Numerical weather prediction in two dimensions with topography, using a finite volume method
For researchers in numerical weather prediction, this work offers an improved finite volume method for handling topography, though it is an incremental advance over existing schemes.
The paper develops a finite volume scheme for 2D inviscid primitive equations with topography, introducing a projection method to enforce boundary conditions. The scheme reduces errors near topography compared to standard methods, and numerical experiments show that random small-scale forcing leads to recurrent large-scale patterns in temperature and velocity fields.
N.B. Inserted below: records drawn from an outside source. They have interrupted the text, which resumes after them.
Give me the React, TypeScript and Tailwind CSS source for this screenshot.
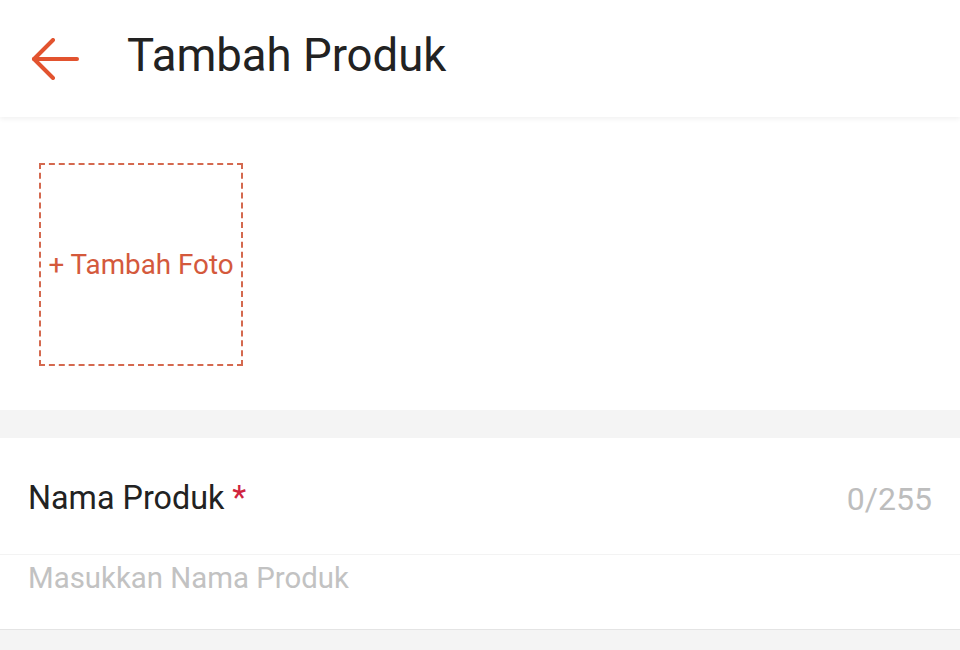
export default function App() {
  return (
    <div className="min-h-[650px] w-[960px] bg-[#f4f4f4] font-['Roboto',sans-serif]">
      <header className="relative z-10 flex h-[117px] items-center bg-white shadow-[0_2px_5px_rgba(0,0,0,0.06)]">
        <button className="ml-[31px] flex h-[44px] w-[50px] items-center">
          <svg width="48" height="42" viewBox="0 0 48 42" fill="none" stroke="#e2532f" strokeWidth="4" strokeLinecap="round" strokeLinejoin="round">
            <path d="M46 21H3" />
            <path d="M22 2 3 21l19 19" />
          </svg>
        </button>
        <h1 className="mb-[6px] ml-[46px] text-[45.5px] leading-none text-[#222]">Tambah Produk</h1>
      </header>

      <section className="bg-white pt-[46px] pb-[44px] pl-[39px]">
        <div className="flex h-[203px] w-[204px] items-center justify-center border-2 border-dashed border-[#d4694f]">
          <span className="text-[27.8px] text-[#d4593c]">+ Tambah Foto</span>
        </div>
      </section>

      <div className="h-[28px]" />

      <section className="border-b border-[#e4e4e4] bg-white">
        <div className="flex h-[117px] items-center justify-between border-b border-[#f3f3f3] pt-[5px] pl-[28px] pr-[28px]">
          <div className="text-[32.3px] text-[#222]">
            Nama Produk <span className="text-[#d0243e]">*</span>
          </div>
          <span className="text-[32px] text-[#bdbdbd]">0/255</span>
        </div>
        <div className="flex h-[74px] items-start pl-[28px]">
          <input
            placeholder="Masukkan Nama Produk"
            className="mt-[1px] w-full bg-transparent text-[29.4px] text-[#222] outline-none placeholder:text-[#c2c2c2]"
          />
        </div>
      </section>
    </div>
  )
}
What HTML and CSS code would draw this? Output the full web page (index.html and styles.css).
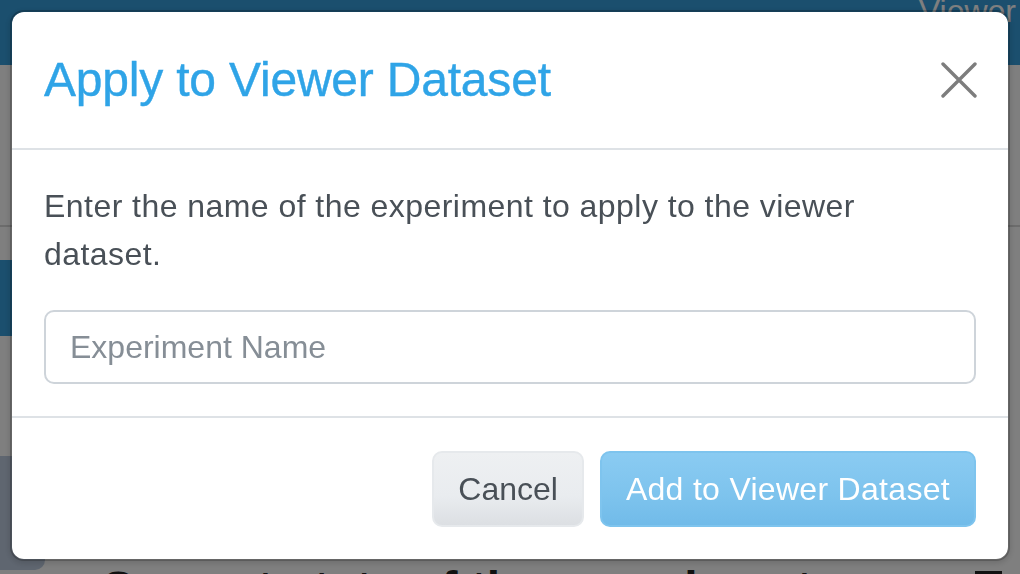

We aim to study a finite volume scheme to solve the two dimensional inviscid primitive equations of the atmosphere with humidity and saturation, in presence of topography and subject to physically plausible boundary conditions to the system of equations. In that respect, a version of a projection method is introduced to enforce the compatibility condition on the horizontal velocity field, which comes from the boundary conditions. The resulting scheme allows for a significant reduction of the errors near the topography when compared to more standard finite volume schemes. In the numerical simulations, we first present the associated good convergence results that are satisfied by the solutions simulated by our scheme when compared to particular analytic solutions. We then report on numerical experiments using realistic parameters. Finally, the effects of a random small-scale forcing on the velocity equation is numerically investigated. The numerical results show that such a forcing is responsible for recurrent large-scale patterns to emerge in the temperature and velocity fields.